Stories of this kind, told out of their long context of the whole
treatment of a boy, are intended only to illustrate the almost infinite
variety of Mr Lyward's approach, which makes it difficult to find
suitable adjectives for him. Sometimes he would be using two approaches
at the same time, playful yet not so playful, artless yet full of
art. When trying to explain himself to an adult, he would sometimes
move both his hands up and down as if he were juggling. He was a
master of prepared improvisation and studied offhandedness and,
to use another theatrical saying, 'threw his lines away' among the
boys in such a manner that they were quite certain to be picked
up.
He qualified almost anything that sounded like a crystallised definition,
thus uncrystallising it. His determination that nobody should harden,
no response or explanation become automatic, sometimes made things
difficult for his staff. For these reasons it was clear that he
could never be satisfied with my book. The result was sure to be
too hard-and-fast. 'I shall ask to review it, I think,' he reflected,
'and I shall start: "This account of work among adolescents, which
bears one or two striking resemblances to my own..."'
To what extent did Mr Lyward's success derive from some 'gift'
personal to himself, and to what extent from a method which could
be continued by others ? The disarming of the boys seemed due to
a gift he possessed of bridging the gulf between himself and the
boy. In this way youth and maturity met - not on the level of the
boy's mask and Mr Lyward's logic - but heart to heart. He himself
said of this gift: 'I rule myself out as having any experience at
all and became as one of them'. He also said that, when sitting
back in a chair and looking up at a boy, 'I might be the same age.

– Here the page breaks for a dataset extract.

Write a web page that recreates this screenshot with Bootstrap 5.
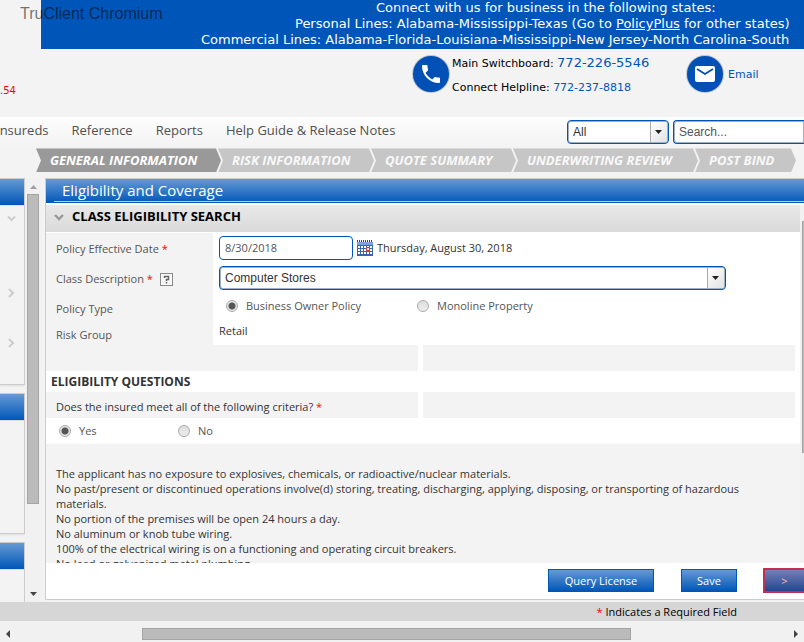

I feel as if, consciously and by virtue of experience, I do know
what he is like, and yet am seeking.' His enquiring in that 'innocent'
fashion invited the boy to respond 'as if we were both on the same
side of the fence'. He approached the boys himself with so little
weight of preconception: he remained entirely open to receive the
impressions of them as they were, entire.
He that felt many people, on finding themselves with children,
were hindered by being too conscious of age. They could not themselves
become as children. This, he felt, did happen to him - and yet he
never completely lost awareness of his own maturity. Somehow the
majority of the boys sensed both qualities. They felt him to be
wise and at the same time one of them. Mr Lyward could see a boy
immediately, as a whole; yet a special quality beyond experience
enabled him to respond to what he saw in such a way that the boy,
whatever his camouflage had been, became a boy, and harmless. Without
this special quality, the process of weaning became impossible.
The process itself was a method, and could be learnt.
Mr Lyward's marriage was a happy one, his relationship with his
son easy and friendly. At one time Mrs Lyward had taught the boys.
She was a good dancer and taught them dancing too. She bound up
cut hands and sprained ankles, but since the boys were seldom ill
with anything more serious than a cold it was only at shows and
parties that she went into their part of the house. If Mr Lyward,
humorously or seriously, sent a boy along to her, she surmised the
spirit in which it was done. She had a calm character, able to take
the worst, if it happened, as it came.
Mr Lyward seemed a man who had come to a simplicity beyond complexity.
Having arrived at that point where difficult things do suddenly
become simple (and all the previous struggles are momentarily forgotten)
he caused one almost to believe that nothing lay behind his work
but common sense. He demanded everything of himself and gave everything,
whether through participation or withdrawal. 'We must lie more open
than we often do,' he once said, in an address to teachers and parents.
'We must risk being hurt.' He shared the happy stages of re-birth,
as he also shared the suffering. If he too had not felt some deep
sense of security, he could no more have supported the suffering
than the boys themselves. Without this inward strength, constantly
renewed, he would have faltered, or lost hope.